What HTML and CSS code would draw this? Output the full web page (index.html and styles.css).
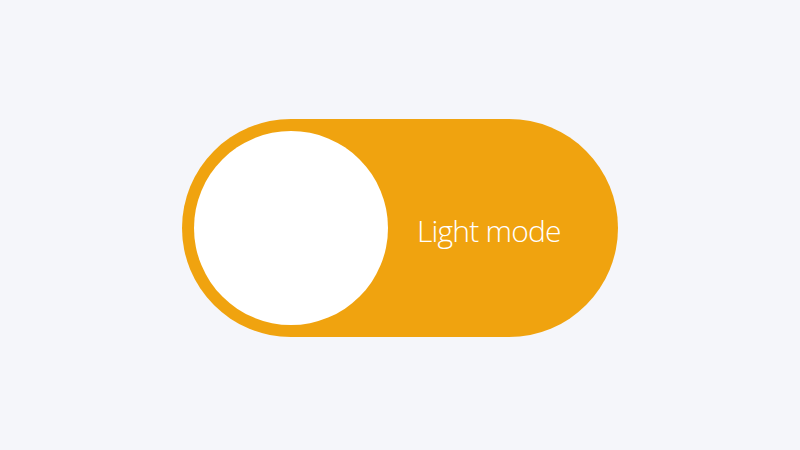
FILE: index.html
```html
<!DOCTYPE html>
<html lang="en">
<head>
    <meta charset="UTF-8">
    <meta name="viewport" content="width=device-width, initial-scale=1.0">
    <link rel="stylesheet" href="styles.css">
    <title>Theme toggle</title>
</head>
<body>

    <button class="toggle" type="button">
        <span class="knob"></span>
        <span class="label">Light mode</span>
    </button>

</body>
</html>
```

FILE: styles.css
```css
html, body {
    margin: 0;
    height: 100%;
}

body {
    background-color: #f5f6fa;
    font-family: 'Open Sans', sans-serif;
    display: flex;
    align-items: center;
    justify-content: center;
}

.toggle {
    display: flex;
    align-items: center;
    gap: 29px;
    width: 436px;
    height: 218px;
    margin-top: 5px;
    padding: 0 12px;
    box-sizing: border-box;
    border: none;
    border-radius: 109px;
    background-color: #f0a30f;
    cursor: pointer;
}

.knob {
    flex: none;
    width: 194px;
    height: 194px;
    border-radius: 50%;
    background-color: #fff;
}

.label {
    color: #fff;
    font-family: 'Open Sans', sans-serif;
    font-weight: 300;
    font-size: 30px;
    letter-spacing: -0.8px;
    white-space: nowrap;
    margin-top: 6px;
}
```
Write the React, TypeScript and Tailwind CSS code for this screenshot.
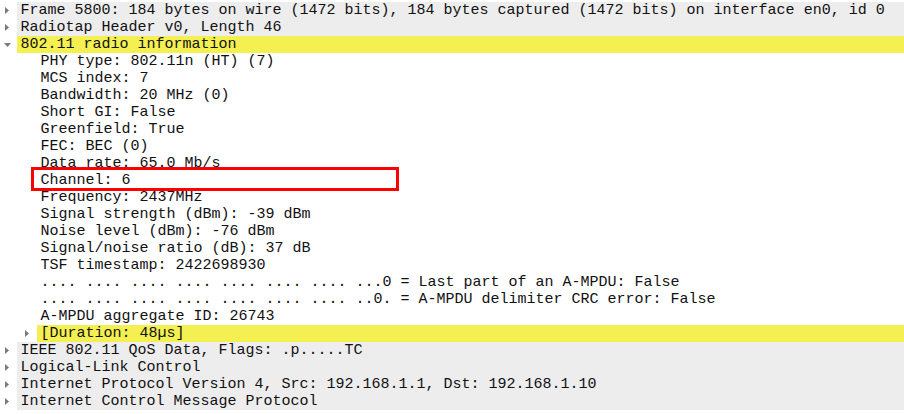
type Row = {
  text: string
  depth: number
  arrow?: "right" | "down"
  bg?: "gray" | "yellow"
}

const rows: Row[] = [
  { text: "Frame 5800: 184 bytes on wire (1472 bits), 184 bytes captured (1472 bits) on interface en0, id 0", depth: 0, arrow: "right", bg: "gray" },
  { text: "Radiotap Header v0, Length 46", depth: 0, arrow: "right", bg: "gray" },
  { text: "802.11 radio information", depth: 0, arrow: "down", bg: "yellow" },
  { text: "PHY type: 802.11n (HT) (7)", depth: 1 },
  { text: "MCS index: 7", depth: 1 },
  { text: "Bandwidth: 20 MHz (0)", depth: 1 },
  { text: "Short GI: False", depth: 1 },
  { text: "Greenfield: True", depth: 1 },
  { text: "FEC: BEC (0)", depth: 1 },
  { text: "Data rate: 65.0 Mb/s", depth: 1 },
  { text: "Channel: 6", depth: 1 },
  { text: "Frequency: 2437MHz", depth: 1 },
  { text: "Signal strength (dBm): -39 dBm", depth: 1 },
  { text: "Noise level (dBm): -76 dBm", depth: 1 },
  { text: "Signal/noise ratio (dB): 37 dB", depth: 1 },
  { text: "TSF timestamp: 2422698930", depth: 1 },
  { text: ".... .... .... .... .... .... .... ...0 = Last part of an A-MPDU: False", depth: 1 },
  { text: ".... .... .... .... .... .... .... ..0. = A-MPDU delimiter CRC error: False", depth: 1 },
  { text: "A-MPDU aggregate ID: 26743", depth: 1 },
  { text: "[Duration: 48µs]", depth: 1, arrow: "right", bg: "yellow" },
  { text: "IEEE 802.11 QoS Data, Flags: .p.....TC", depth: 0, arrow: "right", bg: "gray" },
  { text: "Logical-Link Control", depth: 0, arrow: "right", bg: "gray" },
  { text: "Internet Protocol Version 4, Src: 192.168.1.1, Dst: 192.168.1.10", depth: 0, arrow: "right", bg: "gray" },
  { text: "Internet Control Message Protocol", depth: 0, arrow: "right", bg: "gray" },
]

function Arrow({ dir }: { dir: "right" | "down" }) {
  return dir === "right" ? (
    <svg width="17" height="17" viewBox="0 0 17 17">
      <path d="M5 5 L9 8.5 L5 12 Z" fill="#7a7a7a" />
    </svg>
  ) : (
    <svg width="17" height="17" viewBox="0 0 17 17">
      <path d="M4 7 L11 7 L7.5 11 Z" fill="#7a7a7a" />
    </svg>
  )
}

export default function App() {
  return (
    <div className="relative w-[904px] h-[414px] bg-white pt-[2px] overflow-hidden font-['Liberation_Mono',monospace] text-[15px] leading-[17px] text-[#111]">
      {rows.map((r, i) => (
        <div key={i} className={`flex h-[17px] ${r.depth === 1 ? "pl-[20px]" : ""}`}>
          <div className="w-[17px] h-[17px] shrink-0">
            {r.arrow && <Arrow dir={r.arrow} />}
          </div>
          <div
            className={`flex-1 pl-[3.5px] whitespace-pre ${
              r.bg === "gray" ? "bg-[#ededed]" : r.bg === "yellow" ? "bg-[#f4f052]" : ""
            }`}
          >
            {r.text}
          </div>
        </div>
      ))}
      {/* highlight box drawn over the Channel row */}
      <div className="absolute left-[31px] top-[167px] w-[368px] h-[24px] border-[3px] border-[#ff0000]"></div>
    </div>
  )
}
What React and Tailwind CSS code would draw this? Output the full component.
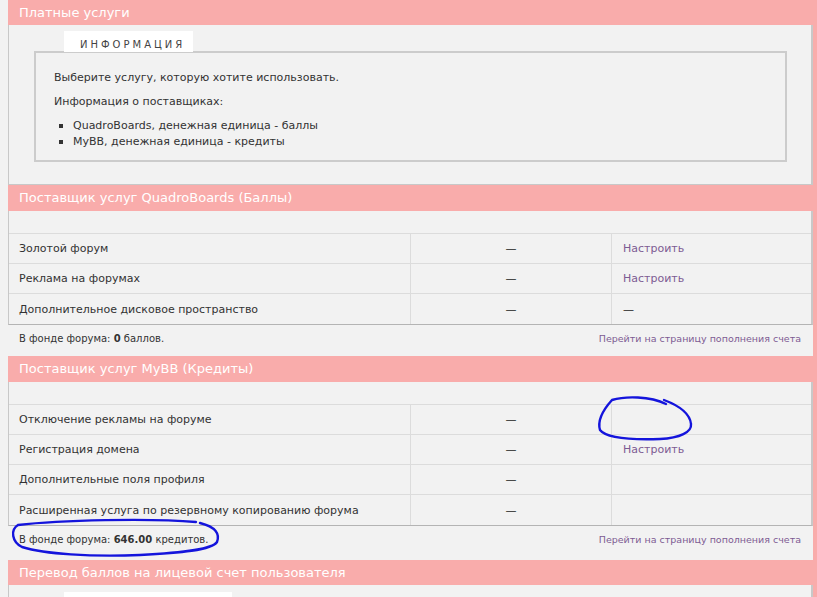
-- -- --
Output a faithful copy of the data, with each picture left out.

What HTML and CSS code would draw this? Output the full web page (index.html and styles.css).
FILE: index.html
```html
<!DOCTYPE html>
<html lang="en">
<head>
    <meta charset="UTF-8">
    <meta name="viewport" content="width=device-width, initial-scale=1.0">
    <link rel="stylesheet" href="styles.css">
    <title>Theme toggle</title>
</head>
<body>

    <button class="toggle" type="button">
        <span class="knob"></span>
        <span class="label">Light mode</span>
    </button>

</body>
</html>
```

FILE: styles.css
```css
html, body {
    margin: 0;
    height: 100%;
}

body {
    background-color: #f5f6fa;
    font-family: 'Open Sans', sans-serif;
    display: flex;
    align-items: center;
    justify-content: center;
}

.toggle {
    display: flex;
    align-items: center;
    gap: 29px;
    width: 436px;
    height: 218px;
    margin-top: 5px;
    padding: 0 12px;
    box-sizing: border-box;
    border: none;
    border-radius: 109px;
    background-color: #f0a30f;
    cursor: pointer;
}

.knob {
    flex: none;
    width: 194px;
    height: 194px;
    border-radius: 50%;
    background-color: #fff;
}

.label {
    color: #fff;
    font-family: 'Open Sans', sans-serif;
    font-weight: 300;
    font-size: 30px;
    letter-spacing: -0.8px;
    white-space: nowrap;
    margin-top: 6px;
}
```
Write the React, TypeScript and Tailwind CSS code for this screenshot.
type Row = {
  text: string
  depth: number
  arrow?: "right" | "down"
  bg?: "gray" | "yellow"
}

const rows: Row[] = [
  { text: "Frame 5800: 184 bytes on wire (1472 bits), 184 bytes captured (1472 bits) on interface en0, id 0", depth: 0, arrow: "right", bg: "gray" },
  { text: "Radiotap Header v0, Length 46", depth: 0, arrow: "right", bg: "gray" },
  { text: "802.11 radio information", depth: 0, arrow: "down", bg: "yellow" },
  { text: "PHY type: 802.11n (HT) (7)", depth: 1 },
  { text: "MCS index: 7", depth: 1 },
  { text: "Bandwidth: 20 MHz (0)", depth: 1 },
  { text: "Short GI: False", depth: 1 },
  { text: "Greenfield: True", depth: 1 },
  { text: "FEC: BEC (0)", depth: 1 },
  { text: "Data rate: 65.0 Mb/s", depth: 1 },
  { text: "Channel: 6", depth: 1 },
  { text: "Frequency: 2437MHz", depth: 1 },
  { text: "Signal strength (dBm): -39 dBm", depth: 1 },
  { text: "Noise level (dBm): -76 dBm", depth: 1 },
  { text: "Signal/noise ratio (dB): 37 dB", depth: 1 },
  { text: "TSF timestamp: 2422698930", depth: 1 },
  { text: ".... .... .... .... .... .... .... ...0 = Last part of an A-MPDU: False", depth: 1 },
  { text: ".... .... .... .... .... .... .... ..0. = A-MPDU delimiter CRC error: False", depth: 1 },
  { text: "A-MPDU aggregate ID: 26743", depth: 1 },
  { text: "[Duration: 48µs]", depth: 1, arrow: "right", bg: "yellow" },
  { text: "IEEE 802.11 QoS Data, Flags: .p.....TC", depth: 0, arrow: "right", bg: "gray" },
  { text: "Logical-Link Control", depth: 0, arrow: "right", bg: "gray" },
  { text: "Internet Protocol Version 4, Src: 192.168.1.1, Dst: 192.168.1.10", depth: 0, arrow: "right", bg: "gray" },
  { text: "Internet Control Message Protocol", depth: 0, arrow: "right", bg: "gray" },
]

function Arrow({ dir }: { dir: "right" | "down" }) {
  return dir === "right" ? (
    <svg width="17" height="17" viewBox="0 0 17 17">
      <path d="M5 5 L9 8.5 L5 12 Z" fill="#7a7a7a" />
    </svg>
  ) : (
    <svg width="17" height="17" viewBox="0 0 17 17">
      <path d="M4 7 L11 7 L7.5 11 Z" fill="#7a7a7a" />
    </svg>
  )
}

export default function App() {
  return (
    <div className="relative w-[904px] h-[414px] bg-white pt-[2px] overflow-hidden font-['Liberation_Mono',monospace] text-[15px] leading-[17px] text-[#111]">
      {rows.map((r, i) => (
        <div key={i} className={`flex h-[17px] ${r.depth === 1 ? "pl-[20px]" : ""}`}>
          <div className="w-[17px] h-[17px] shrink-0">
            {r.arrow && <Arrow dir={r.arrow} />}
          </div>
          <div
            className={`flex-1 pl-[3.5px] whitespace-pre ${
              r.bg === "gray" ? "bg-[#ededed]" : r.bg === "yellow" ? "bg-[#f4f052]" : ""
            }`}
          >
            {r.text}
          </div>
        </div>
      ))}
      {/* highlight box drawn over the Channel row */}
      <div className="absolute left-[31px] top-[167px] w-[368px] h-[24px] border-[3px] border-[#ff0000]"></div>
    </div>
  )
}
What React and Tailwind CSS code would draw this? Output the full component.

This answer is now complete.